What needs to be done: Locate each line with the string "components" in the listing below and copy it.

------------------------

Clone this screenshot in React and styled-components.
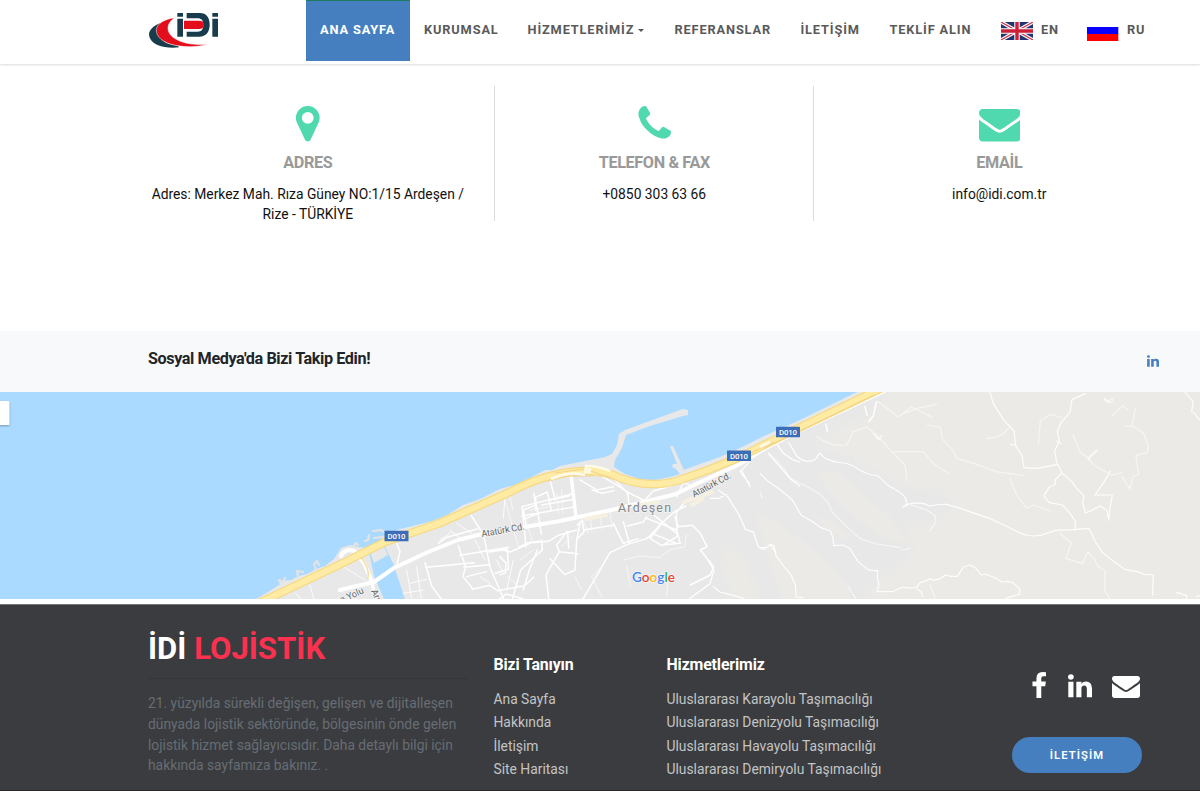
import React from 'react';
import styled, { createGlobalStyle, css } from 'styled-components';

const GlobalStyle = createGlobalStyle`
  * { box-sizing: border-box; }
  html, body { margin: 0; padding: 0; }
  body {
    width: 1200px;
    height: 791px;
    overflow: hidden;
    background: #fff;
    color: #111;
    font-family: Roboto, "Liberation Sans", sans-serif;
    font-size: 13.83px;
    line-height: 20.75px;
  }
`;

const Page = styled.div`
  display: flex;
  flex-direction: column;
  height: 791px;
`;

/* ---------- header ---------- */
const Header = styled.header`
  display: flex;
  height: 64px;
  flex: none;
  padding-left: 148px;
  background: #fff;
  box-shadow: 0 1px 2px rgba(0, 0, 0, 0.14);
`;

const Brand = styled.a`
  width: 158px;
  padding-top: 12px;
  svg { display: block; }
`;

const Nav = styled.nav`
  display: flex;
  height: 61px;
`;

const NavItem = styled.a`
  display: flex;
  align-items: center;
  width: ${(p) => p.$w}px;
  padding: 0 0 0 14px;
  color: #5a5a5a;
  font-size: 12.8px;
  font-weight: 700;
  letter-spacing: 0.85px;
  white-space: nowrap;
  ${(p) => p.$active && css`
    color: #fff;
    background: #467fbf;
    border-top: 1px solid #1c7a5c;
    padding-bottom: 1px;
  `}
  svg { flex: none; margin: 0 8px 0 0; }
`;

const Caret = styled.i`
  margin-left: 4px;
  border: 3.5px solid transparent;
  border-top-color: #555;
  border-bottom: 0;
`;

/* ---------- contact ---------- */
const Contact = styled.section`
  display: flex;
  height: 267px;
  flex: none;
  padding: 22px 0 0 121px;
`;

const ContactCard = styled.div`
  display: flex;
  flex-direction: column;
  align-items: center;
  width: ${(p) => p.$w}px;
  height: 135px;
  padding: 17px 0 0 0.6px;
  border-right: ${(p) => (p.$last ? 0 : 1)}px solid #dcdcdc;
  text-align: center;
  color: #111;
  svg { display: block; flex: none; fill: #50d8af; }
`;

const ContactTitle = styled.h3`
  flex: none;
  margin: 7.5px 0 10.6px;
  color: #999;
  font-size: 16.2px;
  font-weight: 700;
  line-height: 21px;
  letter-spacing: -0.35px;
`;

const ContactText = styled.p`
  flex: none;
  width: 330px;
  margin: 0;
`;

/* ---------- social strip ---------- */
const Social = styled.section`
  display: flex;
  align-items: center;
  justify-content: space-between;
  height: 61px;
  flex: none;
  padding: 0 40px 4px 148px;
  background: #f7f9fb;
  svg { display: block; margin-top: 2px; fill: #467fbf; }
`;

const SocialTitle = styled.h4`
  margin: 0;
  color: #212529;
  font-size: 16.2px;
  font-weight: 700;
  letter-spacing: -0.4px;
`;

/* ---------- map ---------- */
const MapFrame = styled.section`
  height: 212px;
  flex: none;
  border-bottom: 5px solid #fff;
  svg { display: block; }
`;

/* ---------- footer ---------- */
const FooterBar = styled.footer`
  display: flex;
  flex: 1;
  padding-left: 148px;
  background: #3b3c3f;
  border-top: 1px solid #77787a;
  border-bottom: 1px solid #2d2627;
`;

const About = styled.div`
  width: 345.5px;
  padding-top: 23px;
  color: #666d74;
`;

const FooterBrand = styled.h2`
  width: 320px;
  height: 51px;
  margin: 0 0 14px;
  border-bottom: 1px solid #343538;
  color: #fff;
  font-size: 31.1px;
  font-weight: 700;
  line-height: 41px;
  span { color: #fb314f; }
`;

const AboutText = styled.p`
  width: 320px;
  margin: 0;
`;

const LinkColumn = styled.div`
  width: ${(p) => p.$w}px;
  padding-top: 50px;
`;

const LinkTitle = styled.h4`
  margin: 0 0 12.7px;
  color: #fff;
  font-size: 15.9px;
  font-weight: 700;
  line-height: 20px;
  letter-spacing: -0.15px;
`;

const FooterLink = styled.a`
  display: block;
  color: #c3c4c5;
  line-height: 23.4px;
  white-space: nowrap;
`;

const FooterActions = styled.div`
  display: flex;
  flex-direction: column;
  align-items: center;
  width: 130px;
  padding-top: 67px;
`;

const IconRow = styled.div`
  display: flex;
  align-items: center;
  width: 130px;
  height: 28px;
  padding-left: 13px;
  svg { fill: #fff; margin-right: 12.5px; flex: none; }
  svg:nth-child(2) { margin-right: 18.5px; }
  svg:last-child { margin-right: 0; }
`;

const Button = styled.a`
  width: 130px;
  height: 36px;
  margin-top: 37px;
  border-radius: 18px;
  background: #467fbf;
  color: #fff;
  font-size: 11.24px;
  font-weight: 600;
  letter-spacing: 1.1px;
  line-height: 37px;
  text-align: center;
`;

/* ---------- icons ---------- */
const ICONS = {
  marker: 'M1152 640q0-106-75-181t-181-75-181 75-75 181 75 181 181 75 181-75 75-181zm256 0q0 109-33 179l-364 774q-16 33-47.5 52t-67.5 19-67.5-19-46.5-52l-365-774q-33-70-33-179 0-212 150-362t362-150 362 150 150 362z',
  phone: 'M1600 1240q0 27-10 70.5t-21 68.5q-21 50-122 106-94 51-186 51-27 0-53-3.5t-57.5-12.5-47-14.5-55.5-20.5-49-18q-98-35-175-83-127-79-264-216t-216-264q-48-77-83-175-3-9-18-49t-20.5-55.5-14.5-47-12.5-57.5-3.5-53q0-92 51-186 56-101 106-122 25-11 68.5-21t70.5-10q14 0 21 3 18 6 53 76 11 19 30 54t35 63.5 31 53.5q3 4 17.5 25t21.5 35.5 7 28.5q0 20-28.5 50t-62 55-62 53-28.5 46q0 9 5 22.5t8.5 20.5 14 24 11.5 19q76 137 174 235t235 174q2 1 19 11.5t24 14 20.5 8.5 22.5 5q18 0 46-28.5t53-62 55-62 50-28.5q14 0 28.5 7t35.5 21.5 25 17.5q25 15 53.5 31t63.5 35 54 30q70 35 76 53 3 7 3 21z',
  envelope: 'M1792 710v794q0 66-47 113t-113 47h-1472q-66 0-113-47t-47-113v-794q44 49 101 87 362 246 497 345 57 42 92.5 65.5t94.5 48 110 24.5h2q51 0 110-24.5t94.5-48 92.5-65.5q170-123 498-345 57-39 100-87zm0-294q0 79-49 151t-122 123q-376 261-468 325-10 7-42.5 31t-54 38.5-52 32.5-57.5 27-50 9h-2q-23 0-50-9t-57.5-27-52-32.5-54-38.5-42.5-31q-91-64-262-182.5t-205-142.5q-62-42-117-115.5t-55-136.5q0-78 41.5-130t118.5-52h1472q65 0 112.5 47t47.5 113z',
  facebook: 'M1343 12v264h-157q-86 0-116 36t-30 108v189h293l-39 296h-254v759h-306v-759h-255v-296h255v-218q0-186 104-288.5t277-102.5q147 0 228 12z',
  linkedin: 'M477 625v991h-330v-991h330zm21-306q1 73-50.5 122t-135.5 49h-2q-82 0-132-49t-50-122q0-74 51.5-122.5t134.5-48.5 133 48.5 51 122.5zm1166 729v568h-329v-530q0-105-40.5-164.5t-126.5-59.5q-63 0-105.5 34.5t-63.5 85.5q-11 30-11 81v553h-329q2-399 2-647t-1-296l-1-48h329v144h-2q20-32 41-56t56.5-52 87-43.5 114.5-15.5q171 0 275 113.5t104 332.5z',
};

const Icon = ({ name, size }) => (
  <svg width={size} height={size} viewBox="0 0 1792 1792"><path d={ICONS[name]} /></svg>
);

const Logo = () => (
  <svg width="72" height="37" viewBox="54 36 216 111">
    <path d="M92 69C70 77 58 89 57 103c1 20 18 33 47 38 15 3 29 3 43 1l-3-5c-28-2-48-12-54-28-5-13-4-27 2-40z" fill="#183c4c" />
    <path d="M134 53C101 58 82 71 79 88c-2 22 20 41 57 48 36 7 70 4 99-3-34 2-66-1-86-10-24-10-35-23-35-38 0-13 8-24 20-32z" fill="#e30d1c" stroke="#fff" strokeWidth="1.5" />
    <path d="M142 39h17v11h-17zM142 56h17v54h-17zM247 39h17v11h-17zM247 56h17v54h-17z" fill="#183c4c" />
    <path d="M170 39h40c19 0 29 14 29 34 0 24-11 37-31 37h-38V95h33c11 0 17-7 17-20 0-14-6-20-17-20h-33z" fill="#183c4c" />
    <path d="M162 62h45c10 0 15 4 15 12s-6 13-15 13h-45z" fill="#e30d1c" />
  </svg>
);

const FlagUK = () => (
  <svg width="32" height="18" viewBox="0 0 32 18">
    <path fill="#22336f" d="M0 0h32v18H0z" />
    <path d="M0 0l32 18M32 0L0 18" stroke="#fff" strokeWidth="3.6" />
    <path d="M0 0l32 18M32 0L0 18" stroke="#cf3c50" strokeWidth="1.3" />
    <path d="M16 0v18M0 9h32" stroke="#fff" strokeWidth="5.4" />
    <path d="M16 0v18M0 9h32" stroke="#cc1f38" strokeWidth="3.4" />
  </svg>
);

const FlagRU = () => (
  <svg width="32" height="21" viewBox="0 0 32 21">
    <path fill="#fff" d="M0 0h32v7H0z" />
    <path fill="#0a00ff" d="M0 7h31.3v7H0z" />
    <path fill="#f00" d="M0 14h31.3v7H0z" />
  </svg>
);

/* ---------- map drawing ---------- */
const Shield = ({ x, y }) => (
  <g>
    <rect x={x} y={y} width="24" height="10.5" rx="0.5" fill="#3b6db8" />
    <text x={x + 3} y={y + 8} fontSize="7.8" fontWeight="500" fill="#fff" textLength="18">D010</text>
  </g>
);

const Halo = styled.text`
  fill: #666;
  font-size: 9.2px;
  font-weight: 400;
  stroke: #f1f1f1;
  stroke-width: 2px;
  paint-order: stroke;
`;

const CityLabel = styled(Halo)`
  fill: #85878a;
  font-size: 12.4px;
`;

const COAST = 'M256 599L268 592 279 585 283 581 291 580 299 576 307 574 316 569 325 566 334 559 341 548 350 545 358 547 368 548 380 541 383 536 400 529 413 526 432 521 447 515 463 505 480 499 500 489 515 485 530 478 545 470 552 470 560 466 575 463 590 460 605 457 612 454 617 445 619 434 625 430 683 409 688 410 688 415 683 416 650 426 626 435 622 448 615 460 614 467 625 474 640 479 655 480 670 477 680 474 676 469 672 467 673 464 677 464 670 446 673 446 684 470 700 464 720 457 740 448 760 438 800 420 857 392H1200V599z';

const MapDrawing = () => (
  <svg width="1200" height="207" viewBox="0 392 1200 207" fill="none" strokeLinejoin="round" strokeLinecap="round" fontFamily="Roboto, sans-serif">
    <defs>
      <filter id="soft" x="-20%" y="-20%" width="140%" height="140%"><feGaussianBlur stdDeviation="5" /></filter>
      <filter id="cardShadow" x="-50%" y="-50%" width="200%" height="200%"><feDropShadow dx="0" dy="1" stdDeviation="1" floodOpacity="0.3" /></filter>
      <clipPath id="land"><path d={COAST} /></clipPath>
    </defs>
    <path fill="#aadaff" d="M0 392h1200v207H0z" />
    <path d={COAST} fill="#e8e8e8" />
    <path d="M281 584l-2-4 4 2 2-4M298 577l-1-6 6 1M316 570l-2-6 3-3 2 4M353 547l3-4 2 2M365 541l3-1 1-5M373 531l8-1 5 3M374 538l8-1" stroke="#e2e4e4" strokeWidth="2.2" />

    {/* hills */}
    <g clipPath="url(#land)">
      <path filter="url(#soft)" fill="#ebeae7" d="M895 385H1210V610H905L860 602 876 580 905 563 915 548 900 525 940 520 955 507 940 490 905 487 870 468 845 455 820 447 818 437 870 415z" />
      <g filter="url(#soft)" fill="#ebeae6" transform="translate(760 385) scale(.3333)">
        <path d="M170 258l60 0 70 60 90 80 60 80-60-10-90-60-90-80z" />
        <path d="M-10 390l60 20 80 60 80 70 60 70 0 40-200 0-40-110z" />
        <path d="M160 390l60 20 60 50-50 0z" />
      </g>
      <path filter="url(#soft)" fill="#ebeae5" d="M722 540l25 25 13 34h-30z" />
    </g>

    {/* river mouth */}
    <path fill="#aadaff" d="M369 550l14-5 5 10-14 8zM384 545l-15 7 5 24 10 23h21l-12-36z" />

    {/* streets of the western part */}
    <g transform="translate(240 460) scale(.3333)" stroke="#fff">
      <g strokeWidth="4.4">
        <path d="M693 165l38 60 20 100 40 92M555 308l20 70 30 40M558 322l145-14M655 258l22 62-8 30 28 35M595 250l25-18 92-25M470 250l10 24-10 45M660 286l60-10 86-14M748 276l54-8 4 60-40 12M672 322l75-8M680 350l60-15M697 388l52-12 24 16 80-14 28-26M778 418l20-16 50 14M836 262l26-14 38-4M850 150l10 50 40-12M850 150l36-14M882 100l6 50M852 178l48-20M892 270l-24 60-18 60" />
      </g>
      <g strokeWidth="2.6">
        <path d="M310 320l65 40M165 400l20 18M210 375l12 44M600 240l35-24M630 210l40 32M650 190l45 30M705 240l30 60M770 300l20 40M720 350l30 20M795 115l-5 60M820 300l-20 90M500 330l15 85M530 320l14 95M490 400l60-10M510 370l50-12" />
      </g>
    </g>

    {/* streets of the town centre */}
    <g transform="translate(500 390) scale(.3333)" stroke="#fff">
      <g strokeWidth="4.4">
        <path d="M66 350l150-38M66 350l12 120M66 378l160-28M106 322l18 110M106 322l36-16 12 55M148 330l60-12M150 270l16 60M125 345l90-16M0 478l30 8 65-28 50-4 30-18 55-16M200 425l-30 40 8 20-40 70 8 70M125 450l2 30-65 60-24 85M178 485l55 6M203 424l3 50M240 400l-10 50-5 90-30 14-45-48M232 405l15-14 5 35-20 20M340 400l30 60 45-14M370 395l18 65M250 420l90-14M0 500l18 20-2 30-16 4" />
        <path d="M248 628l42-70 40-70 50-24 60-18 14-12 28-32 46-40 30-14M440 385l90 35M455 370l75 60M440 380l-10 16-48 12M486 400l-36 45 36 22 46-28-3-70 22-30M455 430l70 28M525 380l10 30 42-4 24 24 20 40-20 10 40 50-10 25-60 30M533 430l8 30-50 4" />
        <path d="M345 270l38 40 5 40M240 270l50 30 50-10M276 300l30 10 36-8M300 255l90 55 40 20M430 335l30-32 88-25 20 6M530 320l18-38" />
      </g>
      <g strokeWidth="2.6" stroke="#f8f8f8">
        <path d="M15 330l40 140M30 320l8 40M80 400l20 60M90 360l60-10M170 310l6 60M185 300l4 70M215 440l-30 30M245 380l20 50M270 375l6 50M300 372l6 45M330 365l5 50M305 530l-30 30 30 60M380 530l12 60M370 510l50-12 60 5M480 500l30-20 45-10 4-35M500 620l4-60M225 560l20 40M60 510l40-30M20 560l40 30" />
      </g>
    </g>

    {/* hill roads */}
    <g transform="translate(760 385) scale(.3333)" stroke="#fdfdfd" strokeWidth="3.6">
      <path d="M85 172q15 20 23 38 15 18 35 19 18 0 25-8l10-17 15 14q25 14 60 16 25 5 45 20 25 15 55 18l35 32q40 20 48 35l5 18-12 10q25-15 45-12 18-2 35 8 25-6 50-5 40 10 70 22 35 12 60 20l100 48 28 5 25-2 45-15 50-2 50-4 20 42 20 30 35 28 35 24 35 6 20 8 28 2-2 60" />
      <path d="M0 265l22 22 40 28 35 30 26 45 38 22 22 16 28 10 8 20 2 24 28-2 20 10 25 40 30 24 24 4q2-5 5 0l-1 20 5 20-6 22 50-1 25-12 30 2 14-2 10-14 20-6 10-6 12 5 20-6 14-10 16 4 20 0 18-28 20-6 18 10 16 20 12-3 30 12 20 12 18-2 16 5 20 18-2 16-40 12M470 612l14 8 3 14" />
      <path d="M0 488l22 0 8-10 12 4 6 30 25 34 20 24 13 30 2 36 20 2" />
      <path d="M690 22l10 34 32 50 30 32 4 34 2 12 18 28 6 36 40 2 60-12M750 178l14 2M892 240l-8-42 14-30-6-30 12-26 26-30 6-38 40-18M890 168l14 8M894 240l12 24-20 20 0 14-18 8-16 26 15 20 40 8 24 26 15 24 0 26M906 264l30 26 12 18 24 24-4 20 8 32 20-8 24-14 20 14 7 30 2-32 8-44-52 0 28-40 18-32M1275 22l25 28-5 30 8 4 15 20M1250 622l30 10 0 12M1310 635l10-4" />
      <path d="M350 50l-10 42-12 16M315 65l6 25M198 118l4 20" strokeWidth="5" />
      <g stroke="#f5f5f4">
        <path d="M28 205l45 45 15 28 50 25 36 20 30 30 14 30 40 40 42 38 50 16 70 10M425 495l24-4" />
        <path d="M170 155q40 30 90 25l20-40 40-14 30 24 40 44 45 46 5 42M400 200l90 0 30 36 46 30M500 120l40 6 8 38 30 30 12 26 60 18 60 22 82 12M355 50l60 46 40-30 60 30M420 90l50-20 60-12M745 130q-20 30-66 30M835 178l6-70 30-20 35 10M750 280l20 50 30 40 20-10 50 18" />
      </g>
      <g stroke="#f6f6f5">
        <path d="M440 355l60 20 24 16 4 20-20 28M900 445l34 30-16 45 50 16 15-35 20 20 10 22 22 14 0 60 20 34M1034 40l10 12 12-12 6 14M1058 90l30-28 14 12M1126 72l-10 52-20 0M1120 124l30 20 16 40-4 18-34 10 8 56-18 8-8 36-24-38M1054 270l32-6M984 220l28-24M984 220l16 20 56 30M940 150l20 50 30 24M0 320l6 20M265 605l22 36M510 600l15 40" />
      </g>
      <path d="M340 145l16 20 10-14M1034 44l18 8M1010 196l-26 26" />
    </g>
    <g transform="translate(500 390) scale(.3333)" stroke="#fff" strokeWidth="3.6">
      <path d="M632 325l24 0 26-12M655 300l28 20 35 56 18 42 24 8 15 45 20 8M812 466l14 20M725 240l25 50M750 215l-30 30 28 35M805 190l70 80 25 18M830 160l20 30 30 20 20 6M640 590l20 16 70 18M570 625l60-44 12-40-18-30" />
    </g>

    {/* Atatürk avenue */}
    <path d="M340 590l34-8 20-14 34-16 30-12 20-5 22-4M525 527l35-6 56-12 60-15 20-10 44-20 26-16 35-18 96-45" stroke="#fff" strokeWidth="4" />
    <path d="M571 475l5 42M372 582l3 17" stroke="#fff" strokeWidth="3.4" />
    <path d="M341 556q4-8 13-5l10 12 8 19" stroke="#fff" strokeWidth="4.2" />
    <path d="M360 556q10 12 8 22" stroke="#f6df9c" strokeWidth="1.5" />
    <path d="M684 502l28-10M692 505l10-6M586 519l20-4M640 505l18-3" stroke="#f5f0df" strokeWidth="4" />

    {/* D010 highway */}
    <g strokeLinecap="butt">
      <path d="M255 605L345 562 385 542 440 523 510 492Q545 473 582 471 605 470 620 478 650 489 680 480 710 470 738 458L782 436 882 388" stroke="#f5d982" strokeWidth="8.5" />
      <path d="M255 605L345 562 385 542 440 523 510 492Q545 473 582 471 605 470 620 478 650 489 680 480 710 470 738 458L782 436 882 388" stroke="#ffeba3" strokeWidth="6.2" />
      <path d="M555 473l30-4 26 9M736 460l38-18M764 448l110-53M548 481l20-5 25 0" stroke="#efd185" strokeWidth="0.9" />
      <path d="M551 479q18-8 34-4M585 466q14 0 25 5M760 447l10-5" stroke="#fffbea" strokeWidth="2.6" />
      <path d="M584 470l7 1" stroke="#fff9dd" strokeWidth="6" />
    </g>

    <Shield x={384.5} y={530.7} />
    <Shield x={727} y={450.6} />
    <Shield x={776} y={426.8} />
    <Halo transform="translate(482 537) rotate(-10)" textLength="43.5">Atatürk Cd.</Halo>
    <Halo transform="translate(694 497.5) rotate(-28)" textLength="42.5">Atatürk Cd.</Halo>
    <Halo transform="translate(337 605) rotate(-24)" textLength="30">na Yolu</Halo>
    <Halo transform="translate(371 591) rotate(66)">Arı</Halo>
    <CityLabel x="618" y="512" textLength="53">Ardeşen</CityLabel>
    <text x="632" y="581.5" fontFamily="Lato, sans-serif" fontSize="13.6" fontWeight="600" textLength="43" stroke="#f5f5f5" strokeWidth="1.5" style={{ paintOrder: 'stroke' }}>
      <tspan fill="#4285f4">G</tspan><tspan fill="#ea4335">o</tspan><tspan fill="#fbbc05">o</tspan><tspan fill="#4285f4">g</tspan><tspan fill="#34a853">l</tspan><tspan fill="#ea4335">e</tspan>
    </text>
    <rect x="-10" y="401" width="19.3" height="24" rx="1" fill="#fff" filter="url(#cardShadow)" />
  </svg>
);

export default function App() {
  return (
    <Page>
      <GlobalStyle />
      <Header>
        <Brand><Logo /></Brand>
        <Nav>
          <NavItem $w={104} $active>ANA SAYFA</NavItem>
          <NavItem $w={103.5}>KURUMSAL</NavItem>
          <NavItem $w={147}>HİZMETLERİMİZ<Caret /></NavItem>
          <NavItem $w={126}>REFERANSLAR</NavItem>
          <NavItem $w={89}>İLETİŞİM</NavItem>
          <NavItem $w={111.5}>TEKLİF ALIN</NavItem>
          <NavItem $w={86}><FlagUK />EN</NavItem>
          <NavItem $w={86}><FlagRU />RU</NavItem>
        </Nav>
      </Header>
      <Contact>
        <ContactCard $w={374}>
          <Icon name="marker" size={41.5} />
          <ContactTitle>ADRES</ContactTitle>
          <ContactText>Adres: Merkez Mah. Rıza Güney NO:1/15 Ardeşen / Rize - TÜRKİYE</ContactText>
        </ContactCard>
        <ContactCard $w={319}>
          <Icon name="phone" size={41.5} />
          <ContactTitle>TELEFON &amp; FAX</ContactTitle>
          <ContactText>+0850 303 63 66</ContactText>
        </ContactCard>
        <ContactCard $w={370} $last>
          <Icon name="envelope" size={41.5} />
          <ContactTitle>EMAİL</ContactTitle>
          <ContactText>info@idi.com.tr</ContactText>
        </ContactCard>
      </Contact>
      <Social>
        <SocialTitle>Sosyal Medya'da Bizi Takip Edin!</SocialTitle>
        <Icon name="linkedin" size={14} />
      </Social>
      <MapFrame><MapDrawing /></MapFrame>
      <FooterBar>
        <About>
          <FooterBrand>İDİ <span>LOJİSTİK</span></FooterBrand>
          <AboutText>21. yüzyılda sürekli değişen, gelişen ve dijitalleşen dünyada lojistik sektöründe, bölgesinin önde gelen lojistik hizmet sağlayıcısıdır. Daha detaylı bilgi için hakkında sayfamıza bakınız. .</AboutText>
        </About>
        <LinkColumn $w={173}>
          <LinkTitle>Bizi Tanıyın</LinkTitle>
          <FooterLink>Ana Sayfa</FooterLink>
          <FooterLink>Hakkında</FooterLink>
          <FooterLink>İletişim</FooterLink>
          <FooterLink>Site Haritası</FooterLink>
        </LinkColumn>
        <LinkColumn $w={345.5}>
          <LinkTitle>Hizmetlerimiz</LinkTitle>
          <FooterLink>Uluslararası Karayolu Taşımacılığı</FooterLink>
          <FooterLink>Uluslararası Denizyolu Taşımacılığı</FooterLink>
          <FooterLink>Uluslararası Havayolu Taşımacılığı</FooterLink>
          <FooterLink>Uluslararası Demiryolu Taşımacılığı</FooterLink>
        </LinkColumn>
        <FooterActions>
          <IconRow>
            <Icon name="facebook" size={28} />
            <Icon name="linkedin" size={28} />
            <Icon name="envelope" size={28} />
          </IconRow>
          <Button>İLETİŞİM</Button>
        </FooterActions>
      </FooterBar>
    </Page>
  );
}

------------------------

Response to the exercise:
Clone this screenshot in React and styled-components.
import styled, { createGlobalStyle, css } from 'styled-components';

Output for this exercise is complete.